Thirdly, the Church knew from the very beginning that faith does not rest only on Scripture (the Sola Scriptura of Martin Luther and the other Protestant Reformers), but rather on the testimony of the Christ-founded Church herself, to which the Saviour had given the “power of the keys.” In other words, the verification of Scripture comes directly from the Church’s witnesses, the Apostles themselves –not the other way around. The inspired Scriptures were (and are) seen as an important part of the Church’s Tradition–but only one part, the others being the oral tradition (the paradosis of St. Paul–cf. 1 Cor. 11:2; II Thess. 2:15), the writings of the Holy Fathers, the Lives of the Saints (beginning with the quite extensive and authentic Lives of the Holy Apostles), and dogmatic hymnody or the Divine Services. All of these exist in complete harmony, not contradicting one another in any slightest way. Therefore, whatever Scripture did not make clear, or only hinted at, the other parts of Sacred Tradition “filled in” or explained, and vice-versa, thus providing the Faith’s extraordinary “fullness,” a fullness utterly lacking outside the Orthodox Church.
Schools of Biblical criticism developed in the West, especially among the Protestants, precisely because everything else had already been thrown out, there was nothing left to focus on but the sacred words of Scripture, and this was a critical mistake, leading first to the boldness of Martin Luther–certainly an ancestor of “higher criticism”–who literally threw out several books of the Old Testament and questioned the authenticity of some in the New-because they didn’t agree with his “version” of the Faith. Thus, it’s no coincidence that “higher criticism” arose only among the heterodox, who had already deprived themselves of the Holy Spirit.

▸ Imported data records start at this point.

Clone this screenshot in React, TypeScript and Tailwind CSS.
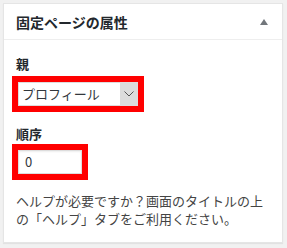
import React from "react";

export default function App() {
  return (
    <div
      className="w-[287px] h-[248px] bg-[#f1f1f1] pt-[3px] pl-[3px]"
      style={{ fontFamily: '"Noto Sans CJK JP", "Noto Sans", sans-serif' }}
    >
      <div className="w-[280px] h-[240px] bg-white border border-[#e5e5e5] shadow-[0_1px_1px_rgba(0,0,0,0.06)] flex flex-col">
        <div className="h-[36px] border-b border-[#eeeeee] flex items-center justify-between pl-[12px] pr-[14px]">
          <span className="text-[14px] font-bold leading-[20px] text-[#23282d]">固定ページの属性</span>
          <span className="w-0 h-0 border-l-[4px] border-r-[4px] border-b-[6px] border-l-transparent border-r-transparent border-b-[#72777c]" />
        </div>
        <div className="flex flex-col px-[12px] pt-[14px]">
          <div className="text-[13px] font-bold leading-[20px] text-[#23282d]">親</div>
          <div className="-ml-[4px] mt-[2px] w-[132px] h-[36px] border-[6px] border-[#ff0000]">
            <div className="w-full h-full bg-white border border-[#dddddd] flex items-center justify-between pl-[3px] pr-0">
              <span className="text-[13px] leading-[20px] text-[#32373c]">プロフィール</span>
              <span className="w-[17px] h-[22px] bg-[#dcdcdc] flex items-center justify-center">
                <svg width="10" height="6" viewBox="0 0 10 6">
                  <polyline points="0.5,0.5 5,5 9.5,0.5" fill="none" stroke="#555" strokeWidth="1" />
                </svg>
              </span>
            </div>
          </div>
          <div className="mt-[12px] text-[13px] font-bold leading-[20px] text-[#23282d]">順序</div>
          <div className="-ml-[4px] w-[76px] h-[36px] border-[6px] border-[#ff0000]">
            <div className="w-full h-full bg-white border border-[#dddddd] shadow-[inset_0_1px_2px_rgba(0,0,0,0.07)] flex items-center pl-[6px]">
              <span className="text-[13px] leading-[20px] text-[#32373c]">0</span>
            </div>
          </div>
          <div className="mt-[12px] text-[13px] leading-[18px] text-[#444444] whitespace-nowrap">
            <div>ヘルプが必要ですか？画面のタイトルの上</div>
            <div>の「ヘルプ」タブをご利用ください。</div>
          </div>
        </div>
      </div>
    </div>
  );
}
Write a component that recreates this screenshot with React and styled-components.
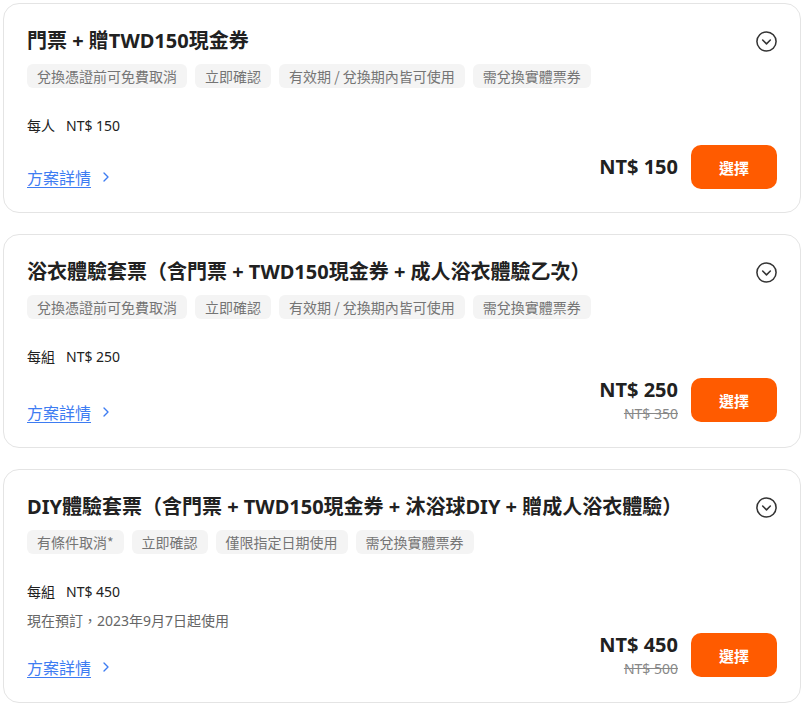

This, then, is the present environment for Biblical study outside the Church, an environment filled with soulless and faithless exercises that give stones instead of bread to the spiritually starving and makes possible such blasphemies as “The Last Temptation of Christ” without regard for the sensitivities of believers in the traditional, “historic” Saviour. It is this, the theological pluralism of the West, which insists on “the widest possible doctrinal diversity”” –another aspect of hydra-headed ecumenism–that encourages a film-maker to depict the Lord making love to Mary Magdalene, yet respects the Islamic ban on showing the face of Mohammed!
One writer has well pointed out that “not one recognized religious leader, not Moses, Paul, Buddha, Mohammed, Confucius, etc., has ever claimed to be God; that is, with the exception of Jesus Christ. Christ is the only religious leader who has ever claimed to be deity and the only individual ever who has convinced a great portion of the world that He is God.” [1]
And let them know that Thy name is Lord; Thou alone art Most High over all the earth. (Ps 82:17)
As the TIME writers conclude: “One major lesson in the ruckus [over the film] is that believers do care about the historical Jesus.” There are even some non-believers who are questioning this kind of film. In fact, for some individuals this controversy may actually serve a positive end. Except for occasional news reports about the Shroud of Turin, Jesus Christ has seldom received so much attention, has rarely been the object of so much general interest and discussion. And in the midst of all this “ruckus” some may find themselves searching to answer the question: “Who then IS this man?” and discovering the need to come to terms with Jesus Christ as the Living God.
Father Alexey Young
[1] Thomas Schultz. quoted in volume I of Josh McDowell’s Evidence That Demands a Verdict, Campus Crusade for Christ, 1972; useful to anyone interested in a scholarly yet easy to read refutation of the “higher criticism” school of Biblical scholarship.